Gionni Cuomo a ressenti plusieurs de ces tremblements de terre dans la banlieue de Strasbourg. « On s’est bien fait secouer », explique cet Alsacien qui participe à Vigiclimat, un collectif d’associations locales opposées aux projets de géothermie profonde (qu’ils permettent ou non d’extraire du lithium). « Le dernier en date, c’était en juin 2021 [mesuré à 3,9 sur l’échelle de Richter]. J’ai même eu le temps de me lever, sortir de mon lit et d’aller dans la chambre des enfants, cela tremblait toujours. », se souvient-il. À ce moment-là, il cherchait déjà « plus de terrain pour [ses] enfants », mais les séismes ont motivé « en grande partie notre décision de voir si l’herbe était plus verte ailleurs », dit-il. C’est à dire de déménager, à 45 min de voiture plus au nord. Pour constater « qu’il n’y a pas un seul projet de géothermie sur notre nouveau territoire mais une quinzaine de projets potentiels », regrette-t-il. 

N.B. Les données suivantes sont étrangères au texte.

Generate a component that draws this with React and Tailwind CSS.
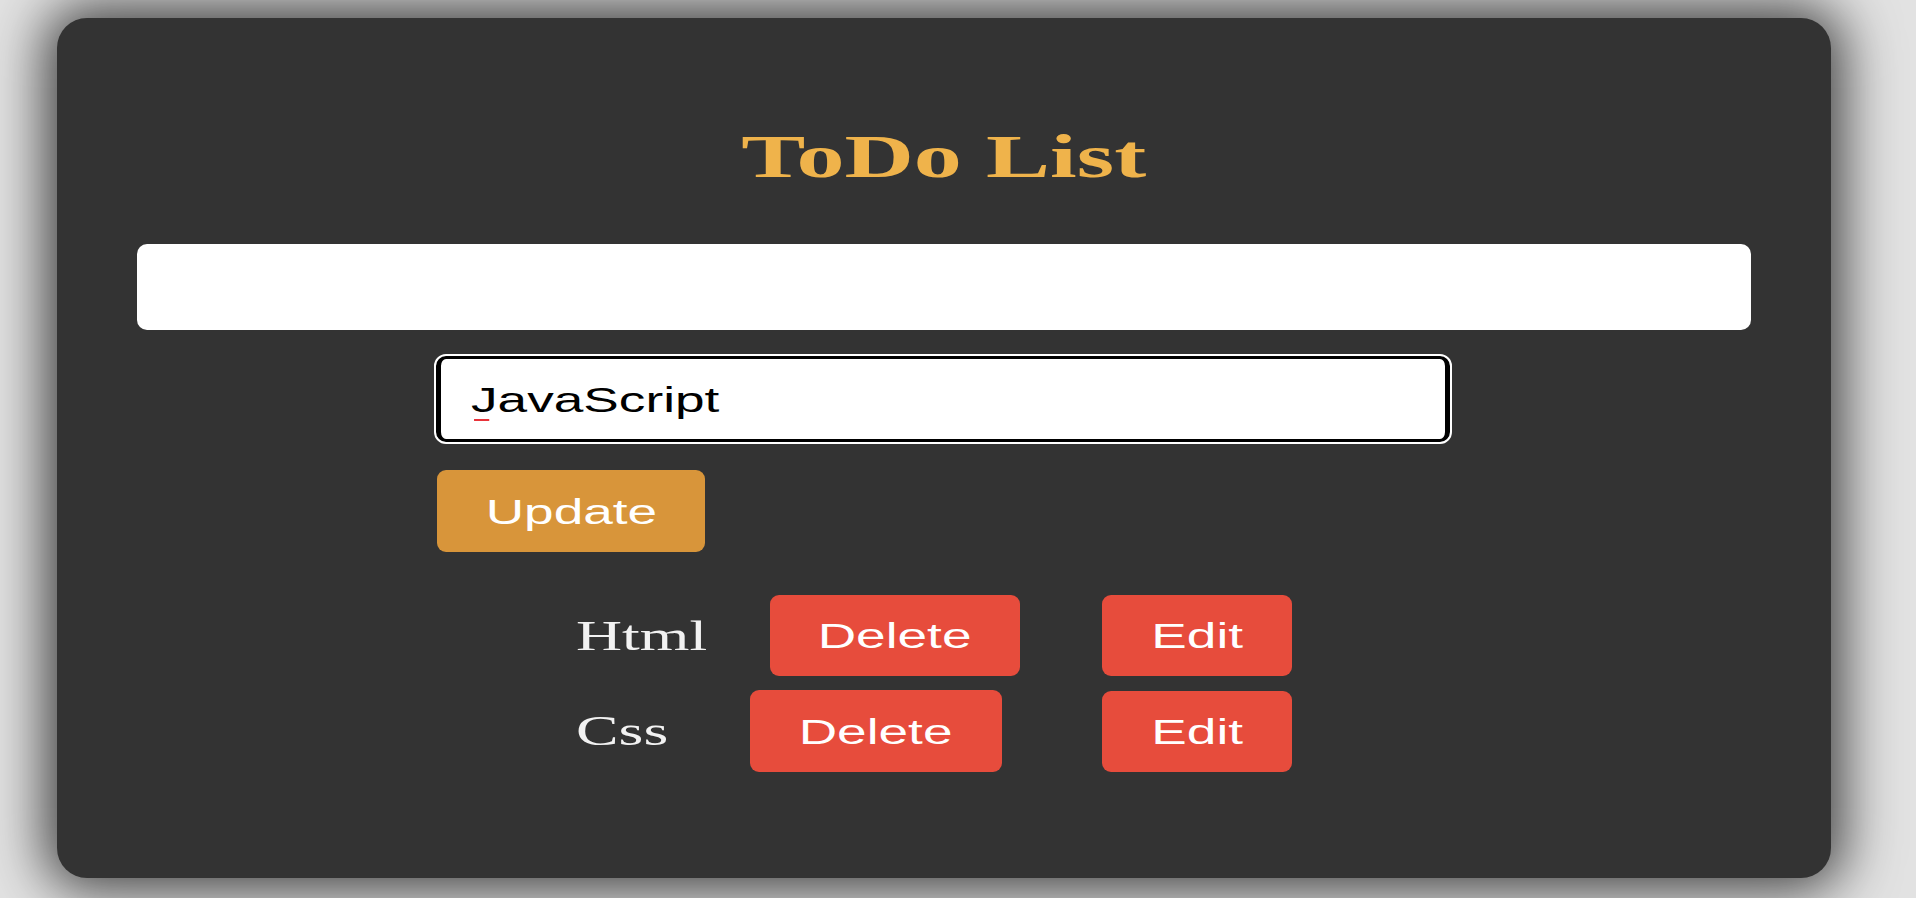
import { useState } from 'react';

const serif = { fontFamily: '"Liberation Serif", "Times New Roman", serif' };
const sans = { fontFamily: '"Liberation Sans", Arial, sans-serif' };

// the screenshot's text is drawn wide, so each text run is stretched on x
function Wide({ children, left = false, className = '' }) {
  return (
    <span
      className={`inline-block scale-x-[1.52] ${left ? 'origin-left' : 'origin-center'} ${className}`}
    >
      {children}
    </span>
  );
}

function RedButton({ label, width }) {
  return (
    <button
      type="button"
      className={`h-full ${width} flex items-center justify-center rounded-[9px] bg-[#e74c3c] text-[35px] leading-none text-white`}
      style={sans}
    >
      <Wide>{label}</Wide>
    </button>
  );
}

export default function App() {
  const [todos] = useState([
    { id: 1, title: 'Html', labelWidth: 'w-[194px]', deleteWidth: 'w-[250px]', gap: 'ml-[82px]', rowHeight: 'h-[81px]' },
    { id: 2, title: 'Css', labelWidth: 'w-[174px]', deleteWidth: 'w-[252px]', gap: 'ml-[100px]', rowHeight: 'h-[82px]' },
  ]);
  const [editText] = useState('JavaScript');

  return (
    <div className="h-screen w-full overflow-hidden bg-[#e2e2e2]">
      <div className="ml-[57px] mt-[18px] h-[860px] w-[1774px] rounded-[30px] bg-[#333333] px-[80px] pt-[107px] shadow-[0_0_55px_12px_rgba(0,0,0,0.72)]">
        <h1
          className="h-[62px] text-center text-[62px] font-bold leading-none text-[#efb34b]"
          style={serif}
        >
          <Wide className="scale-x-[1.55]">ToDo List</Wide>
        </h1>

        <input
          type="text"
          className="mt-[57px] block h-[86px] w-full rounded-[10px] border-0 bg-white px-4 outline-none"
          style={sans}
        />

        <div className="ml-[299px] mt-[26px] flex h-[86px] w-[1014px] items-center rounded-[10px] border-x-[5px] border-y-[3px] border-black bg-white pl-[30px] outline-2 outline-white">
          <span className="relative text-[35px] leading-none text-black" style={sans}>
            <Wide left>
              {editText}
              <span className="absolute left-[2px] top-[37px] h-[2px] w-[10px] bg-[#e8333a]"></span>
            </Wide>
          </span>
        </div>

        <button
          type="button"
          className="ml-[300px] mt-[28px] flex h-[82px] w-[268px] items-center justify-center rounded-[9px] bg-[#d8953a] text-[35px] leading-none text-white"
          style={sans}
        >
          <Wide>Update</Wide>
        </button>

        <div className="ml-[439px] mt-[43px] flex flex-col gap-[14px]">
          {todos.map((todo) => (
            <div key={todo.id} className={`flex ${todo.rowHeight} items-center`}>
              <div
                className={`${todo.labelWidth} text-[42px] leading-none text-[#f2f2f2]`}
                style={serif}
              >
                <Wide left>{todo.title}</Wide>
              </div>
              <RedButton label="Delete" width={todo.deleteWidth} />
              <div className={todo.gap}>
                <div className="h-[81px]">
                  <RedButton label="Edit" width="w-[190px]" />
                </div>
              </div>
            </div>
          ))}
        </div>
      </div>
    </div>
  );
}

► À consulter : [Avis de l'Ademe] Tous les acteurs doivent agir collectivement pour la neutralité carbone, mais aucun acteur ne devrait se revendiquer neutre en carbone

 

« Europe cherche lithium désespérément », un Grand reportage de Justine Fontaine, réalisé par Nicolas Benita.

*Lors de l'interview, l'entreprise a indiqué avoir besoin de 500 000 mètres cubes d'eau par an pour sa mine industrielle et d'un apport 5 fois plus important au démarrage du projet. Par la suite, Imerys a souhaité corriger cette information et précisé qu'elle aura besoin de 600 000 mètres cubes par an, sans nécessiter de « remplissage initial significatif » en eau au démarrage de la mine. « Le besoin net en eau devrait même en toute logique être inférieur aux 600 000 mètres cubes évoqués plus haut les premières années de mise en service (il devrait atteindre cette cible progressivement) », assure l'entreprise.